Compiled through a series of half baked ideas and a general atmosphere of wanting to reveal as little as possible while maintaining a superiority of weirdness, some may find The Endless an invigorating exercise in low-fi theatrics. I found it to be a fairly insufferable, empty drama whose minor ideas about the bond of family far outweighed the ‘hocus-pocus’ larger story of possible UFO visitation and anguished time loops.
The more honest ‘family angle’ is represented by directors Benson and Moorhead, taking the roles of like-named brothers fending for themselves in low paying jobs as the film opens. The more emotionally malleable of the two is Aaron. It’s he who receives a package one day with a VHS tape (of course) inviting him back to the “cult compound” the brothers once escaped a few years ago after the death of their parents.
Reluctantly, Justin gives in and the brothers return to Camp Arcadia. It’s in this introductory portion that The Endless mostly succeeds. The hints of strangeness are embedded all around the brothers — i.e., why does the guy known as Shitty Carl (James Jordan) simply walk around over and over, ignoring any and all communication — but Benson and Moorhead are careful to root their narrative in murky interactions and just enough intrigue to create an unsettling atmosphere.

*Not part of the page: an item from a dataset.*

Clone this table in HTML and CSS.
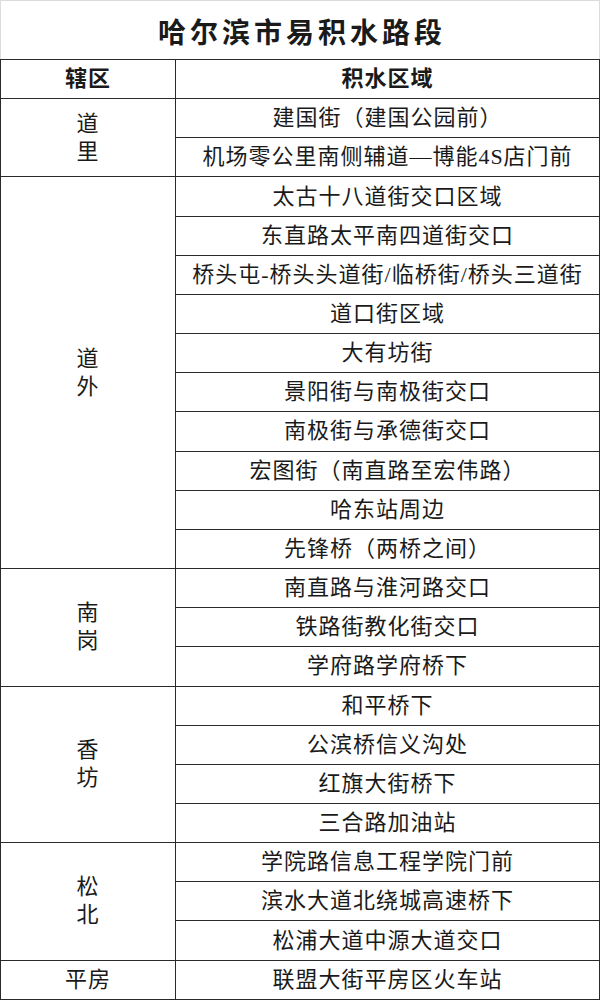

Likewise, group leader Hal (Tate Ellington) and female accomplice Anna (Callie Hernandez) strike the perfect balance between folksy homeliness and new-age outlook, causing the viewer to wonder if brothers Justin and Aaron are simply damaged goods too fragile to recognize the simple organic ‘hippie-ness’ of the community.
It’s not long after that when things begin to fall off the rails, though, and time, place, memory and self become tortured imprints of the past. The Endless gets explanatory, if one could even call it that, but it also loses momentum, choosing to stretch its wonky ideas out into long portions of the film that feel like strained seriousness more than genuine storytelling.

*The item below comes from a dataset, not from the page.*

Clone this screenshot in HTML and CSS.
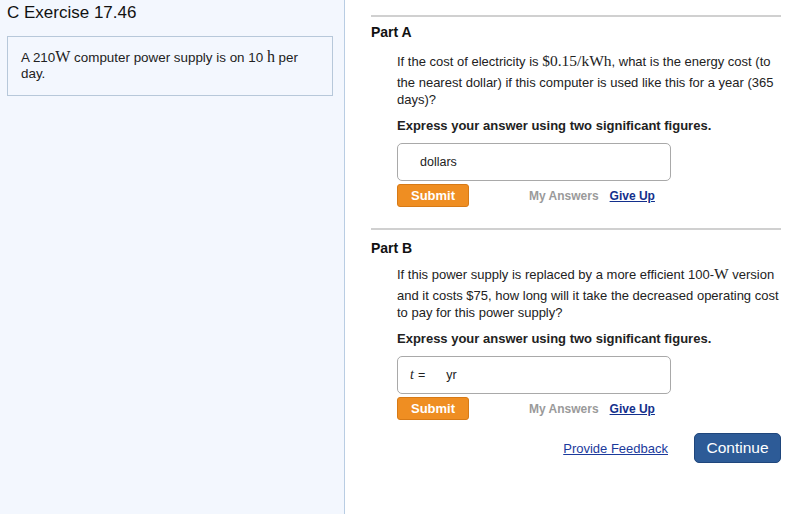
FILE: index.html
```html
<!DOCTYPE html>
<html>
<head>
<meta charset="utf-8">
<link rel="stylesheet" href="styles.css">
</head>
<body>
<div class="page">
  <aside class="side">
    <h1 class="title">C Exercise 17.46</h1>
    <div class="intro">A 210<span class="m">W</span> computer power supply is on 10 <span class="m">h</span> per day.</div>
  </aside>
  <main class="main">
    <section class="part">
      <h2 class="part-title">Part A</h2>
      <div class="part-body">
        <p class="q">If the cost of electricity is <span class="m mt">$0.15/kWh</span>, what is the energy cost (to the nearest dollar) if this computer is used like this for a year (365 days)?</p>
        <p class="hint">Express your answer using two significant figures.</p>
        <div class="answer"><span class="unit">dollars</span></div>
        <div class="actions">
          <button class="submit">Submit</button>
          <span class="my">My Answers</span>
          <a class="give" href="#">Give Up</a>
        </div>
      </div>
    </section>
    <section class="part part-b">
      <h2 class="part-title">Part B</h2>
      <div class="part-body">
        <p class="q">If this power supply is replaced by a more efficient 100-<span class="m mt">W</span> version and it costs $75, how long will it take the decreased operating cost to pay for this power supply?</p>
        <p class="hint">Express your answer using two significant figures.</p>
        <div class="answer"><span class="var">t</span><span class="eq">=</span><span class="unit2">yr</span></div>
        <div class="actions">
          <button class="submit">Submit</button>
          <span class="my">My Answers</span>
          <a class="give" href="#">Give Up</a>
        </div>
      </div>
    </section>
    <div class="footer">
      <a class="feedback" href="#">Provide Feedback</a>
      <button class="continue">Continue</button>
    </div>
  </main>
</div>
</body>
</html>
```

FILE: styles.css
```css
html, body {
  margin: 0;
  padding: 0;
  height: 100%;
}
body {
  font-family: "Liberation Sans", Arial, sans-serif;
  color: #222;
  background: #fff;
}
.page {
  display: grid;
  grid-template-columns: 345px 1fr;
  height: 514px;
}
.side {
  background: #f3f7fe;
  border-right: 1px solid #b9cde3;
}
.title {
  margin: 0;
  padding: 3px 0 0 7px;
  font-size: 17px;
  font-weight: normal;
  line-height: 20px;
  color: #111;
}
.intro {
  margin: 13px 0 0 7px;
  width: 297px;
  padding: 12px 14px 13px 13px;
  border: 1px solid #b7c8da;
  font-size: 13.4px;
  line-height: 16px;
}
.intro .m {
  font-size: 16px;
  line-height: 1;
}
.m {
  font-family: "Liberation Serif", "Times New Roman", serif;
  font-size: 15.5px;
}
.mt {
  display: inline-block;
  line-height: 17px;
  margin-bottom: 5px;
}
.main {
  padding: 15px 6px 0 26px;
}
.part {
  border-top: 2px solid #d0d0d0;
}
.part-b {
  margin-top: 21px;
}
.part-title {
  margin: 0;
  padding-top: 7px;
  font-size: 14px;
  line-height: 16px;
  font-weight: bold;
  color: #111;
}
.part-b .part-title {
  padding-top: 10px;
}
.part-body {
  padding-left: 26px;
}
.q {
  margin: 12px 0 0;
  font-size: 13px;
  line-height: 17px;
}
.part-b .q {
  margin-top: 9px;
}
.hint {
  margin: 10px 0 0;
  font-size: 13px;
  font-weight: bold;
  line-height: 16px;
}
.answer {
  margin-top: 9px;
  width: 272px;
  height: 36px;
  border: 1px solid #a9a9a9;
  border-radius: 5px;
  display: flex;
  align-items: center;
  font-size: 12.5px;
}
.unit {
  margin-left: 22px;
}
.var {
  margin-left: 12px;
  font-family: "Liberation Serif", serif;
  font-style: italic;
  font-size: 14px;
}
.eq {
  margin-left: 4px;
}
.unit2 {
  margin-left: 21px;
}
.actions {
  margin-top: 3px;
  display: flex;
  align-items: center;
  font-size: 12px;
  font-weight: bold;
}
.submit {
  width: 72px;
  height: 23px;
  background: #ef8e22;
  border: 1px solid #d77a16;
  border-radius: 3px;
  color: #fff;
  font-family: inherit;
  font-size: 13px;
  font-weight: bold;
  padding: 0;
}
.my {
  margin-left: 60px;
  color: #9a9a9a;
}
.give {
  margin-left: 11px;
  color: #132f8c;
  text-decoration: underline;
}
.footer {
  margin-top: 13px;
  display: flex;
  justify-content: flex-end;
  align-items: center;
}
.feedback {
  font-size: 13px;
  color: #1b3a9c;
  text-decoration: underline;
}
.continue {
  margin-left: 26px;
  width: 87px;
  height: 30px;
  background: #2d5b97;
  border: 1px solid #1f467c;
  border-radius: 5px;
  color: #fff;
  font-family: inherit;
  font-size: 15.5px;
  padding: 0;
}
```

Watching The Endless, I’m reminded of similar independent sci-fi excursions also known as ‘challenging.’ The films of Shane Carruth, for example, trade in some of the same esoteric ideas of time travel like Primer (2004) or man’s ultimate connection to others in the universe as he explored in the wonderfully weird Upstream Color (2013). All of these efforts share a willingness to expand and confront genre with radical (and low budget) means. It may not always make sense, but we go with the filmmaker’s drive and energy.
The problem with The Endless is its energy and drive constantly rev up and then go nowhere. By the film’s finale, I felt like one of its poor souls wrapped up in a time warp, constantly teased by the prospect of escape, then battered with having to do it all over again.
The Endless opens on Friday, May 11 at the Angelika Film Center in Dallas.